Go back

Horizon 2020 budget set at €69bn as scientists’ pleas ignored

The budget of Horizon 2020, the next EU research programme, could be end up being €69 billion, as heads of state have issued their plan for the EU’s 2014-2020 budget.

According to draft conclusions released early this morning (8 February), Horizon 2020 has lost out in the final compromise, despite widespread calls from the scientific lobby to boost the programme’s budget to at least €80bn.

As Research Europe Today went online, observers were awaiting another revision to the compromise expected during Friday afternoon, to reflect last minute haggling over issues including rebates and provisions for the Baltic states.

In the latest figures, the allocation for competitiveness programmes under heading 1a of the budget—which includes Horizon 2020—has been reduced by a further €14bn from figures published in November.
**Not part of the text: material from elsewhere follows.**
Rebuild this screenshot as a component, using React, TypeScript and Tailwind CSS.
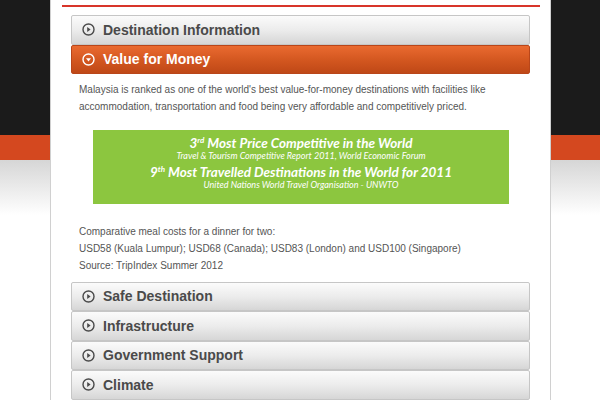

The majority of this decrease has been absorbed by the Connecting Europe Facility, a Commission-backed fund for energy, transport and ICT infrastructure, which has seen its original budget proposal slashed to nearly half. However, the section including Horizon 2020 has lost ground from the November talks, to the tune of nearly €2bn.

As it stands, the research programme looks set to receive around €69bn, if all unspecified areas under the competitiveness programme are reduced at the same rate.

Meanwhile, the allocations for the two biggest areas of the budget—cohesion and agriculture—have been increased compared to the previous negotiations. Cohesion will receive a boost of nearly €5bn, although these funds are to be directed to a new programme for youth employment. Agriculture has increased by just over €1bn since November.

In the run up to the summit, scientist and university groups urged leaders not to sacrifice spending for research and innovation in favour of cohesion and agriculture. Organisations including the European Research Council, the scientists’ lobby group Euroscience, and the League of European Universities called on the EU Council to support the Commission’s proposal of €80bn for Horizon 2020, saying this level of investment would be vital to ensure the programme’s success and prevent the departure of researchers from Europe.

However, this request appears to have fallen on deaf ears as the research budget was further squeezed between calls for overall reductions (from the UK, Sweden, Denmark and the Netherlands), strong support for agriculture from France, and Eastern Europe’s desire to protect cohesion funding.

The president of the European Parliament, Martin Schulz, reacted angrily to the Council’s neglect of competitiveness programmes. “We cannot agree to cut back on research, innovation and education—these are going to be cut drastically, and this simply doesn’t match the Europe 2020 goals,” he told journalists at a late night press conference before the final compromise. “Everything to do with innovation has been more or less eliminated”.

If EU leaders finalise the budget agreement today, it will then turn to the Parliament to approve or veto the budget. Schulz said the Parliament was “extremely sceptical” of a “backwards looking” budget, and said MEPs had requested that their vote should be conducted as a secret ballot, to prevent national pressures influencing the outcome.